I no longer think this is the case. I think on OkCupid, the huge bio and list of likes and dislikes tends to just serve as a way to generate reasons to disqualify someone: "Oh I could never date a vegan/Republican/heavy metal fan/cat owner/gun owner/lesbian bookshop owner." In reality, many very good relationships survive in spite of (because of?) some quirk or quirks between the two parties that seem contradictory.

On Tinder, you get enough of an idea from the photos and short bio whether someone is attractive enough and remotely in your social sphere, and then the conversation and first date let you know if your personalities click.

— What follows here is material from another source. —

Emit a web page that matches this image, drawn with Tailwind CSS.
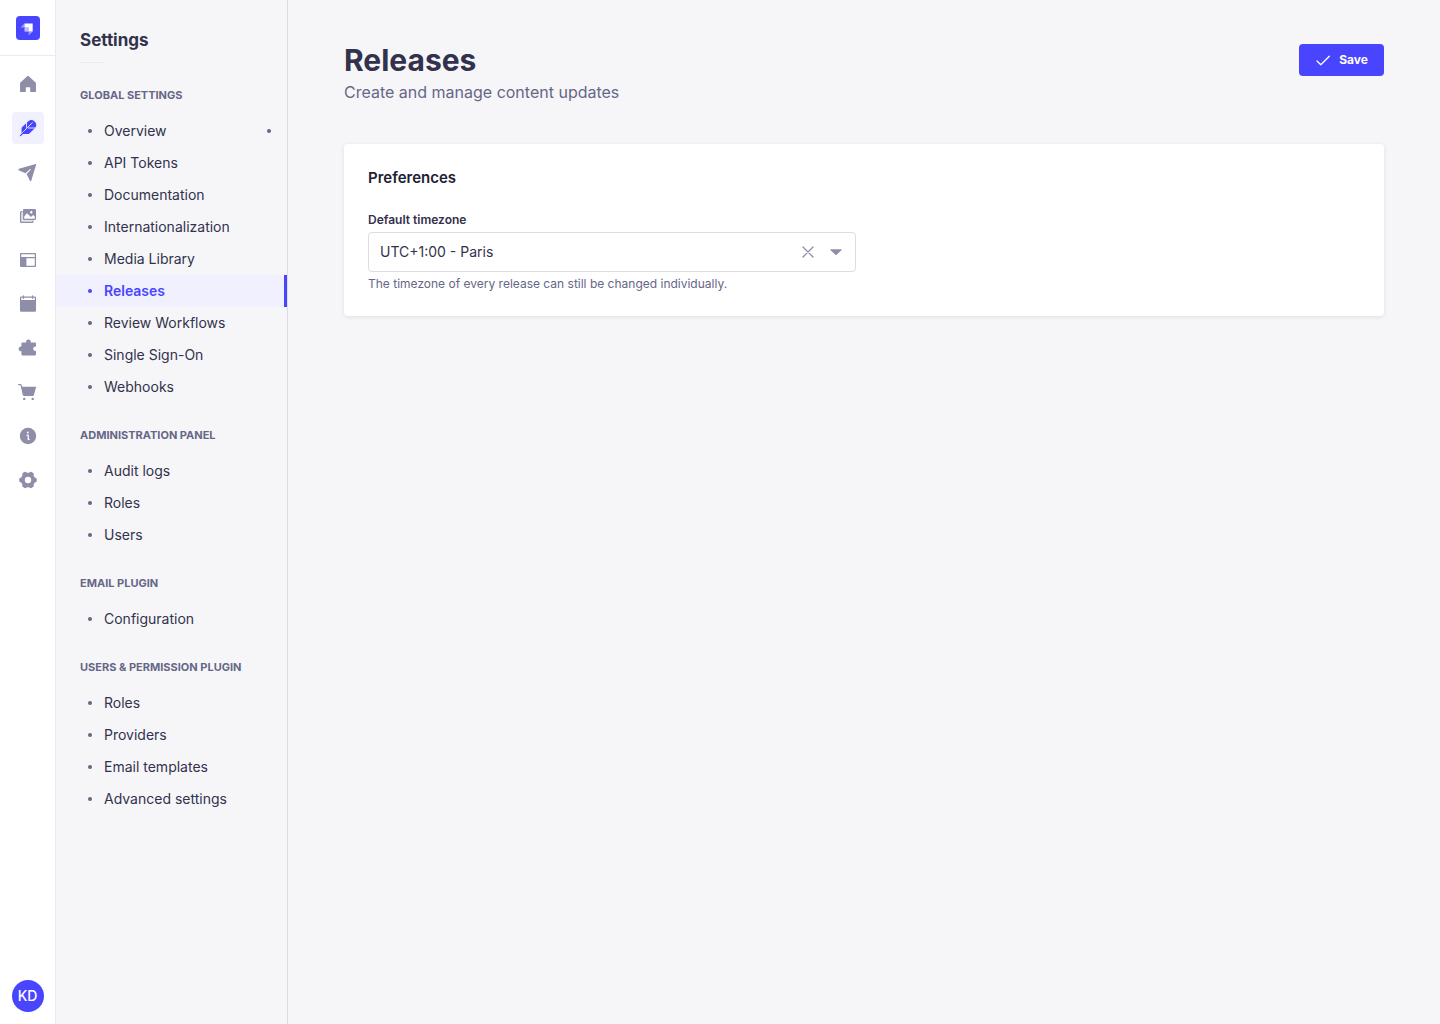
<!DOCTYPE html>
<html lang="en">
<head>
<meta charset="utf-8">
<meta name="viewport" content="width=device-width, initial-scale=1">
<title>Releases - Settings</title>
<script src="https://cdn.jsdelivr.net/npm/@tailwindcss/browser@4"></script>
</head>
<body class="flex min-h-screen bg-[#f6f6f9] font-['Inter',sans-serif] text-sm text-[#32324d]">

<nav aria-label="Main" class="flex w-14 shrink-0 flex-col items-center border-r border-[#eaeaef] bg-white pb-3 text-[#8e8ea9]">
  <a href="#" aria-label="Dashboard" class="flex h-14 w-full items-center justify-center border-b border-[#eaeaef]">
    <svg class="size-6" viewBox="0 0 24 24">
      <rect width="24" height="24" rx="4" fill="#4945ff"/>
      <path d="M8.500 7.400h8.200v8.200h-4.100V11.500H8.500z" fill="#fff"/>
      <path d="M8.500 7.400v4.100H4.400z M12.600 15.600h4.100l-4.100 4z" fill="#fff" opacity=".45"/>
      <path d="M8.500 11.500h4.100v4.100H8.500z" fill="#fff" opacity=".65"/>
    </svg>
  </a>
  <ul class="flex flex-col gap-3 pt-3">
    <li><a href="#" aria-label="Home" class="flex size-8 items-center justify-center rounded">
      <svg class="size-5" viewBox="0 0 20 20" fill="currentColor"><path d="M9.200 2.200a1.200 1.200 0 0 1 1.600 0l6.500 6c.4.400.7.900.7 1.500v7.300c0 .6-.4 1-1 1h-4.200a.6.600 0 0 1-.6-.6v-3.600a.6.600 0 0 0-.6-.6H8.400a.6.600 0 0 0-.6.600v3.600a.6.600 0 0 1-.6.600H3c-.6 0-1-.4-1-1V9.700c0-.6.300-1.100.7-1.500z"/></svg>
    </a></li>
    <li><a href="#" aria-label="Content Manager" class="flex size-8 items-center justify-center rounded bg-[#f0f0ff] text-[#4945ff]">
      <svg class="size-5" viewBox="0 0 20 20" fill="none" stroke-linecap="round"><path d="M10.600 2.900a5 5 0 0 1 7 6.600l-6.200 6c-.4.400-.9.600-1.400.6H4.100L3.600 15v-4.700c0-.5.200-1 .6-1.400z" fill="currentColor"/><path d="M8.500 4v5.300M10.400 10h8.400M4 15l10.300-10.200" stroke="#f0f0ff" stroke-width=".9"/><path d="m2.500 17.600 4.200-4.200" stroke="currentColor" stroke-width="1.200"/></svg>
    </a></li>
    <li><a href="#" aria-label="Releases" class="flex size-8 items-center justify-center rounded">
      <svg class="size-5" viewBox="0 0 20 20" fill="currentColor"><path d="M17.700 1.900c.3-.1.600.2.500.5l-4.900 16.200c-.2.700-1.100.7-1.400.1l-3.300-6.700 3.900-4.100c.5-.6-.1-1.100-.6-.7L7.600 11.200 1.100 8.600C.4 8.300.3 7.100 1 6.800z"/></svg>
    </a></li>
    <li><a href="#" aria-label="Media Library" class="flex size-8 items-center justify-center rounded">
      <svg class="size-5" viewBox="0 0 20 20"><path d="M2.700 6.200v10h11.900v-2.700H5V5.800z" fill="#8e8ea9" opacity=".25"/><path d="M4.500 5.700H3.300a.7.700 0 0 0-.7.700v9.300c0 .4.300.7.700.7h11c.4 0 .7-.3.700-.7v-1.200" fill="none" stroke="#8e8ea9" stroke-width="1.200"/><path fill="#8e8ea9" fill-rule="evenodd" d="M6 3h11a1 1 0 0 1 1 1v9a1 1 0 0 1-1 1H6a1 1 0 0 1-1-1V4a1 1 0 0 1 1-1zm7.300 2.100a1.200 1.200 0 1 0 0 2.400 1.200 1.200 0 0 0 0-2.400zM6.200 10.600v2.200h10.600v-2.200l-1.700-1.600-2.200 2.100-4-3.800z"/></svg>
    </a></li>
    <li><a href="#" aria-label="Content-Type Builder" class="flex size-8 items-center justify-center rounded">
      <svg class="size-5" viewBox="0 0 20 20" fill="currentColor" fill-rule="evenodd"><path d="M3 3h14a1 1 0 0 1 1 1v12a1 1 0 0 1-1 1H3a1 1 0 0 1-1-1V4a1 1 0 0 1 1-1zm.2 1.200v2.900h13.600V4.200zM8.400 8.300v7.500h8.400V8.300z"/></svg>
    </a></li>
    <li><a href="#" aria-label="Calendar" class="flex size-8 items-center justify-center rounded">
      <svg class="size-5" viewBox="0 0 20 20" fill="currentColor" fill-rule="evenodd"><path d="M5.500 1.200c.4 0 .6.300.6.600v.7h7.800v-.7c0-.8 1.200-.8 1.200 0v.7H17a1 1 0 0 1 1 1v13a1.300 1.300 0 0 1-1.300 1.300H3.300A1.300 1.300 0 0 1 2 16.500v-13a1 1 0 0 1 1-1h1.900v-.7c0-.3.200-.6.600-.6zM3.200 3.700v2.200h13.600V3.700h-1.700v.6c0 .8-1.200.8-1.200 0v-.6H6.100v.6c0 .8-1.200.8-1.200 0v-.6z"/></svg>
    </a></li>
    <li><a href="#" aria-label="Plugins" class="flex size-8 items-center justify-center rounded">
      <svg class="size-5" viewBox="0 0 20 20" fill="currentColor"><path d="M16.800 17.500H4.600c-.7 0-1.200-.6-1.200-1.200v-3.200a2.300 2.300 0 1 1 0-4.500V5.600c0-.7.500-1.200 1.200-1.200h3.600a2.300 2.300 0 1 1 4.400 0h4.200c.7 0 1.200.5 1.200 1.200v3a2.200 2.200 0 1 0 0 4.200v3.500c0 .6-.5 1.200-1.200 1.200z"/></svg>
    </a></li>
    <li><a href="#" aria-label="Marketplace" class="flex size-8 items-center justify-center rounded">
      <svg class="size-5" viewBox="0 0 20 20" fill="currentColor"><path d="M.6 2h1.700c.7 0 1.200.4 1.400 1l.5 1.800h14l-2.300 8.300c-.2.600-.7 1-1.300 1H6.100c-.6 0-1.100-.4-1.300-1L2.500 3.300c0-.1-.1-.1-.2-.1H.6C-.2 3.200-.2 2 .6 2z"/><circle cx="6.200" cy="16.900" r="1.200"/><circle cx="14.700" cy="16.900" r="1.200"/></svg>
    </a></li>
    <li><a href="#" aria-label="Information" class="flex size-8 items-center justify-center rounded">
      <svg class="size-5" viewBox="0 0 20 20"><circle cx="10" cy="10" r="8.200" fill="#8e8ea9"/><circle cx="9.800" cy="6.500" r="1" fill="#fff"/><path d="M9.100 9.200h.6c.3 0 .5.200.5.500v3.400c0 .3.200.5.500.5h.5" fill="none" stroke="#fff" stroke-width="1.300" stroke-linecap="round"/></svg>
    </a></li>
    <li><a href="#" aria-label="Settings" class="flex size-8 items-center justify-center rounded">
      <svg class="size-5" viewBox="0 0 20 20" fill="currentColor" fill-rule="evenodd"><path d="m18.300 8.200-1.700-.9-.9-1.500v-2c0-.3-.1-.5-.3-.6a8.600 8.600 0 0 0-2.500-1.400.7.700 0 0 0-.6.100L10.900 2.800H9.100L7.700 1.900a.7.700 0 0 0-.6-.1 8.600 8.600 0 0 0-2.500 1.400c-.2.100-.3.300-.3.600v2l-.9 1.500-1.700.9c-.3.200-.4.300-.4.500a7.300 7.300 0 0 0 0 2.600c0 .2.100.4.400.5l1.700.9.900 1.500v2c0 .3.100.5.300.6.800.6 1.600 1.100 2.500 1.400.2.100.4 0 .6-.1l1.400-.9h1.800l1.400.9c.2.100.4.200.6.100a8.600 8.600 0 0 0 2.500-1.400c.2-.1.300-.3.300-.6v-2l.9-1.500 1.700-.9c.3-.1.400-.3.400-.5a7.300 7.300 0 0 0 0-2.600c0-.2-.1-.3-.4-.5zM10 13.200a3.200 3.200 0 1 1 0-6.400 3.200 3.200 0 0 1 0 6.400z"/></svg>
    </a></li>
  </ul>
  <button type="button" aria-label="Account: KD" class="mt-auto flex size-8 items-center justify-center rounded-full bg-[#4945ff] text-sm font-medium text-white">KD</button>
</nav>

<aside class="w-58 shrink-0 border-r border-[#dcdce4] pt-7 pb-6">
  <h2 class="px-6 text-[17px] leading-6 font-bold">Settings</h2>
  <hr class="mt-2.5 mb-6 ml-6 w-6 border-[#eaeaef]">
  <nav aria-label="Settings" class="flex flex-col gap-6">
    <section>
      <h3 class="mb-3 px-6 text-[11px] leading-4 font-bold text-[#666687]">GLOBAL SETTINGS</h3>
      <ul>
        <li><a href="#" class="flex h-8 items-center gap-3 pr-4 pl-8"><span class="size-1 rounded-full bg-[#666687]"></span>Overview<span class="ml-auto size-1 rounded-full bg-[#666687]"></span></a></li>
        <li><a href="#" class="flex h-8 items-center gap-3 pr-4 pl-8"><span class="size-1 rounded-full bg-[#666687]"></span>API Tokens</a></li>
        <li><a href="#" class="flex h-8 items-center gap-3 pr-4 pl-8"><span class="size-1 rounded-full bg-[#666687]"></span>Documentation</a></li>
        <li><a href="#" class="flex h-8 items-center gap-3 pr-4 pl-8"><span class="size-1 rounded-full bg-[#666687]"></span>Internationalization</a></li>
        <li><a href="#" class="flex h-8 items-center gap-3 pr-4 pl-8"><span class="size-1 rounded-full bg-[#666687]"></span>Media Library</a></li>
        <li><a href="#" aria-current="page" class="flex h-8 items-center gap-3 border-r-3 border-[#4945ff] bg-[#f0f0ff] pr-4 pl-8 font-semibold text-[#4945ff]"><span class="size-1 rounded-full bg-[#4945ff]"></span>Releases</a></li>
        <li><a href="#" class="flex h-8 items-center gap-3 pr-4 pl-8"><span class="size-1 rounded-full bg-[#666687]"></span>Review Workflows</a></li>
        <li><a href="#" class="flex h-8 items-center gap-3 pr-4 pl-8"><span class="size-1 rounded-full bg-[#666687]"></span>Single Sign-On</a></li>
        <li><a href="#" class="flex h-8 items-center gap-3 pr-4 pl-8"><span class="size-1 rounded-full bg-[#666687]"></span>Webhooks</a></li>
      </ul>
    </section>
    <section>
      <h3 class="mb-3 px-6 text-[11px] leading-4 font-bold text-[#666687]">ADMINISTRATION PANEL</h3>
      <ul>
        <li><a href="#" class="flex h-8 items-center gap-3 pr-4 pl-8"><span class="size-1 rounded-full bg-[#666687]"></span>Audit logs</a></li>
        <li><a href="#" class="flex h-8 items-center gap-3 pr-4 pl-8"><span class="size-1 rounded-full bg-[#666687]"></span>Roles</a></li>
        <li><a href="#" class="flex h-8 items-center gap-3 pr-4 pl-8"><span class="size-1 rounded-full bg-[#666687]"></span>Users</a></li>
      </ul>
    </section>
    <section>
      <h3 class="mb-3 px-6 text-[11px] leading-4 font-bold text-[#666687]">EMAIL PLUGIN</h3>
      <ul>
        <li><a href="#" class="flex h-8 items-center gap-3 pr-4 pl-8"><span class="size-1 rounded-full bg-[#666687]"></span>Configuration</a></li>
      </ul>
    </section>
    <section>
      <h3 class="mb-3 px-6 text-[11px] leading-4 font-bold text-[#666687]">USERS &amp; PERMISSION PLUGIN</h3>
      <ul>
        <li><a href="#" class="flex h-8 items-center gap-3 pr-4 pl-8"><span class="size-1 rounded-full bg-[#666687]"></span>Roles</a></li>
        <li><a href="#" class="flex h-8 items-center gap-3 pr-4 pl-8"><span class="size-1 rounded-full bg-[#666687]"></span>Providers</a></li>
        <li><a href="#" class="flex h-8 items-center gap-3 pr-4 pl-8"><span class="size-1 rounded-full bg-[#666687]"></span>Email templates</a></li>
        <li><a href="#" class="flex h-8 items-center gap-3 pr-4 pl-8"><span class="size-1 rounded-full bg-[#666687]"></span>Advanced settings</a></li>
      </ul>
    </section>
  </nav>
</aside>

<main class="min-w-0 flex-1 px-14 pt-10 pb-14">
  <header class="mb-10">
    <div class="flex items-center justify-between">
      <h1 class="text-3xl leading-10 font-bold">Releases</h1>
      <button type="button" class="flex h-8 items-center gap-2 rounded bg-[#4945ff] px-4 text-xs font-bold text-white">
        <svg class="size-4" viewBox="0 0 16 16" fill="none" stroke="currentColor" stroke-width="1.300" stroke-linecap="round" stroke-linejoin="round"><path d="m2 9 3.800 3.800L14.300 4.300"/></svg>
        Save
      </button>
    </div>
    <p class="text-base leading-6 text-[#666687]">Create and manage content updates</p>
  </header>

  <section class="rounded bg-white p-6 shadow-[0_1px_4px_rgba(33,33,52,0.1)]">
    <h2 class="text-[15px] leading-5 font-semibold text-[#212134]">Preferences</h2>
    <div class="mt-6 grid grid-cols-2 gap-4">
      <div class="flex flex-col gap-1">
        <label for="timezone" class="text-xs leading-4 font-semibold">Default timezone</label>
        <div class="relative">
          <select id="timezone" aria-describedby="timezone-hint" class="h-10 w-full appearance-none rounded border border-[#dcdce4] bg-white pr-20 pl-[11px] text-sm">
            <option selected>UTC+1:00 - Paris</option>
            <option>UTC+0:00 - London</option>
          </select>
          <div class="pointer-events-none absolute inset-y-0 right-3 flex items-center gap-3 text-[#8e8ea9]">
            <button type="button" aria-label="Clear timezone" class="pointer-events-auto">
              <svg class="size-4" viewBox="0 0 16 16" fill="none" stroke="currentColor" stroke-width="1.300" stroke-linecap="round"><path d="m3 3 10 10M13 3 3 13"/></svg>
            </button>
            <svg class="size-4" viewBox="0 0 16 16" fill="currentColor"><path d="M3 5.200h10c.6 0 .8.600.4 1l-4.800 4.600a.9.900 0 0 1-1.200 0L2.600 6.200c-.4-.4-.2-1 .4-1z"/></svg>
          </div>
        </div>
        <p id="timezone-hint" class="text-xs leading-4 text-[#666687]">The timezone of every release can still be changed individually.</p>
      </div>
    </div>
  </section>
</main>
</body>
</html>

Answering the OkCupid personality questions was fun, and I had one very long-term relationship that came from OkCupid, but lots of my other successful relationships we probably would have disqualified each other unnecessarily.


I completely disagree. I agree there's an element of disqualifying someone, but I disagree that this is that much of a problem; with a larger dating pool you should find someone you get along with really well.

And yeah, if you're not a Republican and the other person is, that's a very good reason to disqualify them. You're not likely to get along well when you have such a completely different worldview. But regardless, people disqualify each other on Tinder based on that too; I frequently see "Republicans swipe left" on there.

I've found people I really thought were great matches on OKC, the problem is there's too few of them, mainly because everyone's gone over to Tinder, and the other problem is it's hard to get a woman's attention on there since she's getting swamped by so many messages. If OKC would simply adopt Tinder's mechanism of requiring both parties to "like" each other before being able to exchange messages, I think OKC would be the superior platform for mature people who are picky about who they want to date.


hookup = sex with no strings in this context, so it's not ridiculous. They want to talk, and they want a date (or that's what they're asserting). Sex may happen, but that's not the initial intention, that's a part of the eventual goal (steady relationship).